There is, however, an open question around how aggressively Chase will try to put its own spin on Apple Card once the dust settles. Apple insists on controlling the front‑end experience and branding, but it is Chase, not Apple, that lives or dies by the card’s economics: default rates, interchange revenue, and the cost of funding balances. Over time, that could lead to subtle shifts—tweaks to APR ranges, underwriting criteria, credit line management, and promotional financing offers—even if the no‑fee promise and broad structure remain. Cardholders might never see a Chase logo in Wallet, but Chase’s risk models and profitability targets will quietly shape who gets approved, how much credit they receive, and what happens if the macro economy turns.​

For Apple Card users reading the headlines and wondering if they should be worried, the answer, at least in the near term, is no. This is a transition measured in years, not weeks, and the companies involved are highly incentivized to make it invisible: a lift‑and‑shift of billions in balances that plays out as a background update while you keep tapping your iPhone at the grocery store.
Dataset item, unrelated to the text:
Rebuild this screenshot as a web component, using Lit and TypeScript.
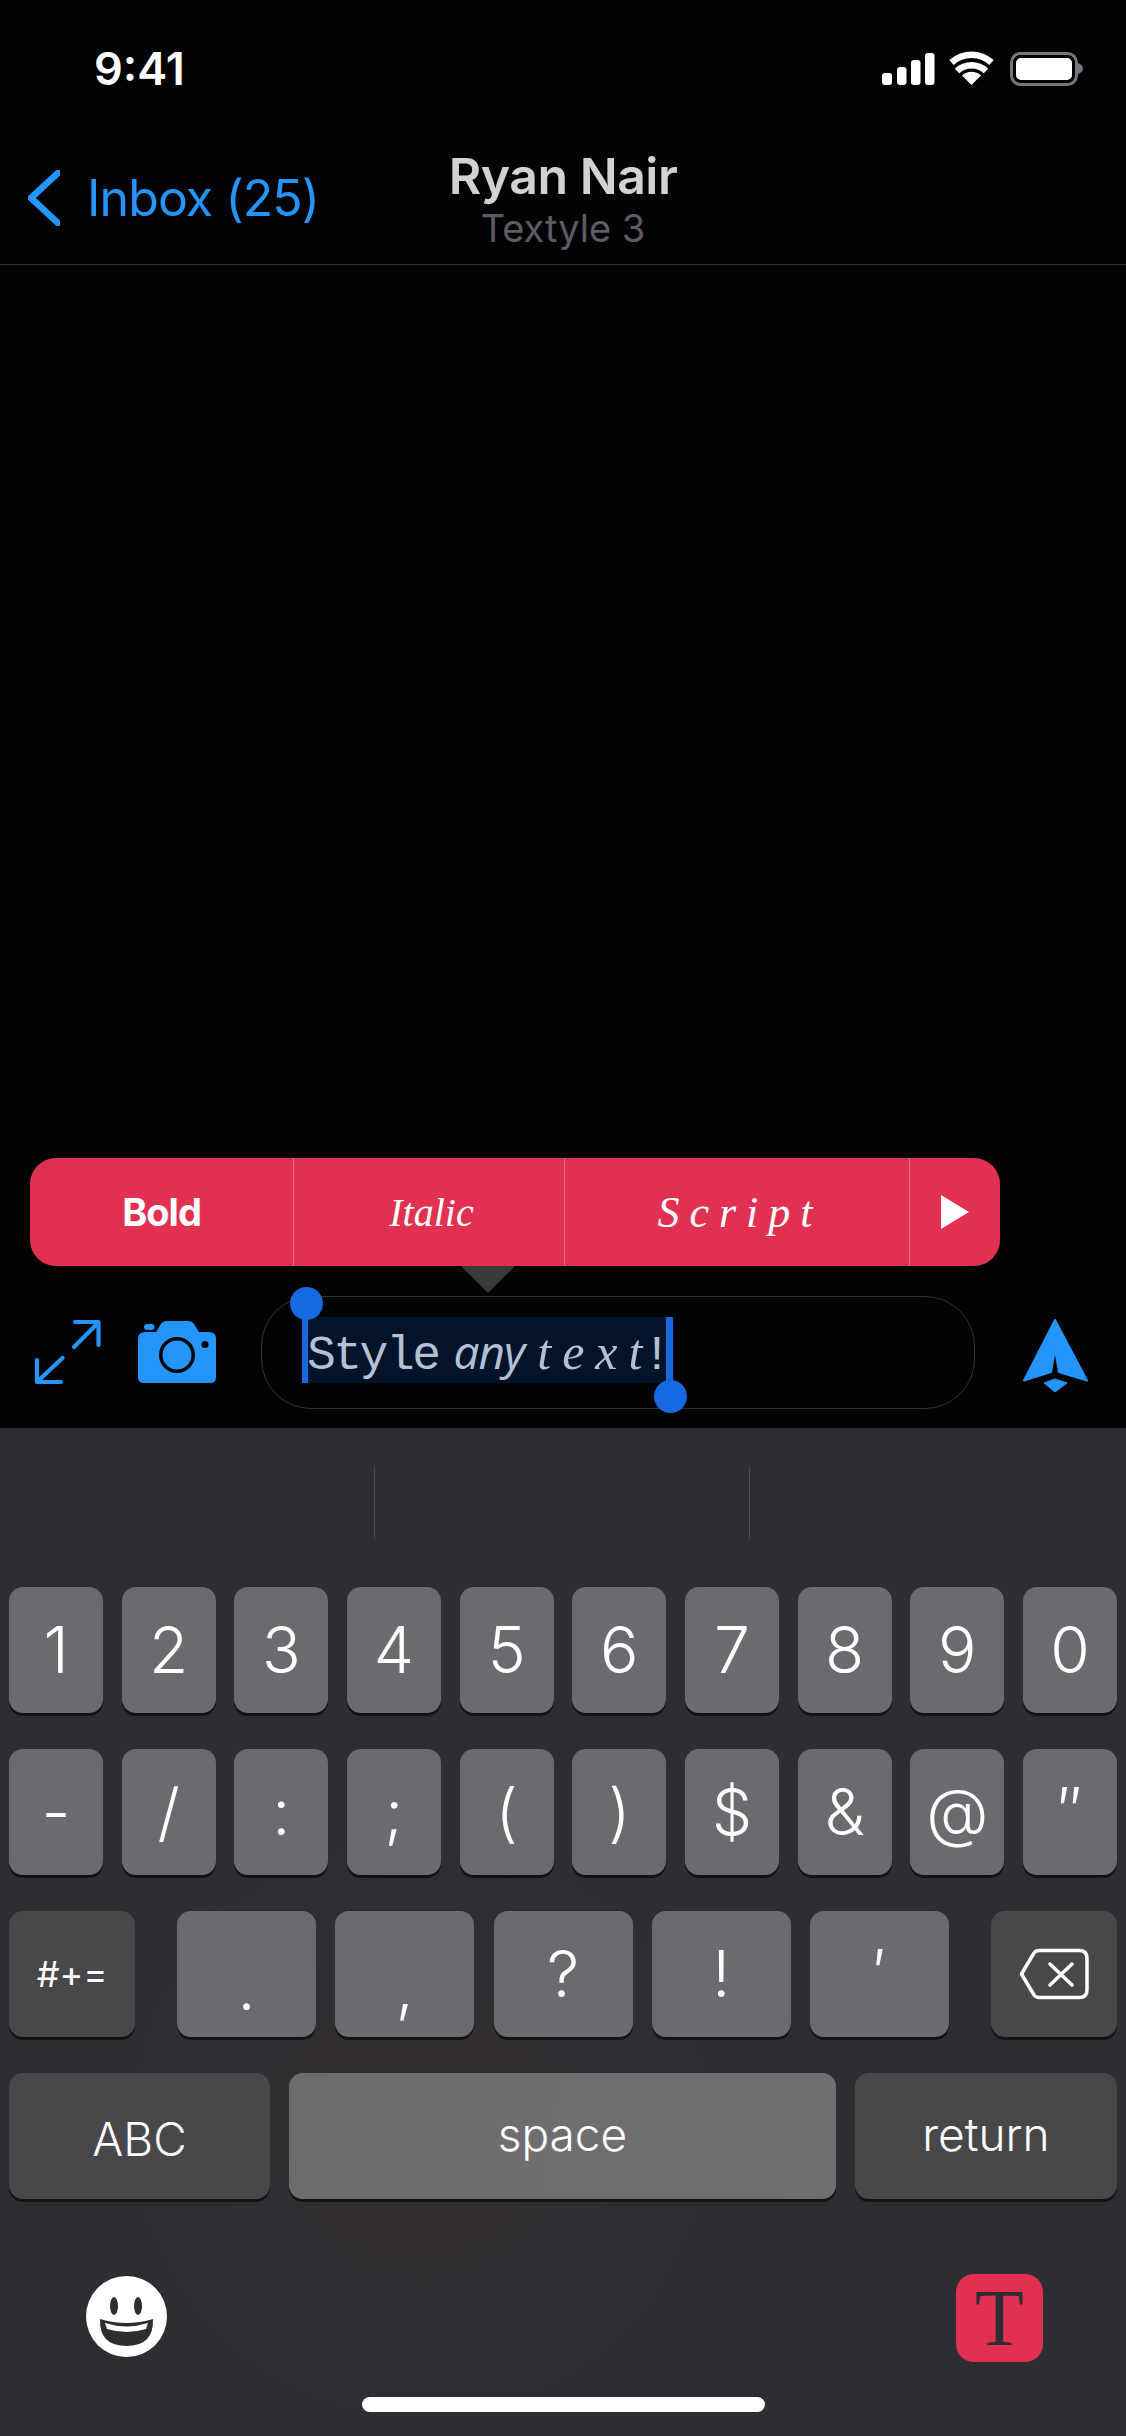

The more interesting changes will happen at the institutional level, where Apple trades one Wall Street partner for another and deepens its reliance on a bank that already dominates the card market, and where Chase bets that it can succeed with an Apple‑branded product where Goldman could not.​

If anything, this deal confirms that Apple Card is not a short‑lived experiment but a fixture of Apple’s broader roadmap for Wallet and services, important enough to warrant a complex handoff rather than a quiet sunset. The logo on the back end is changing from Goldman Sachs to Chase, but the card in your digital wallet is meant to feel exactly the same—and that, in many ways, is the point of embedded finance done right.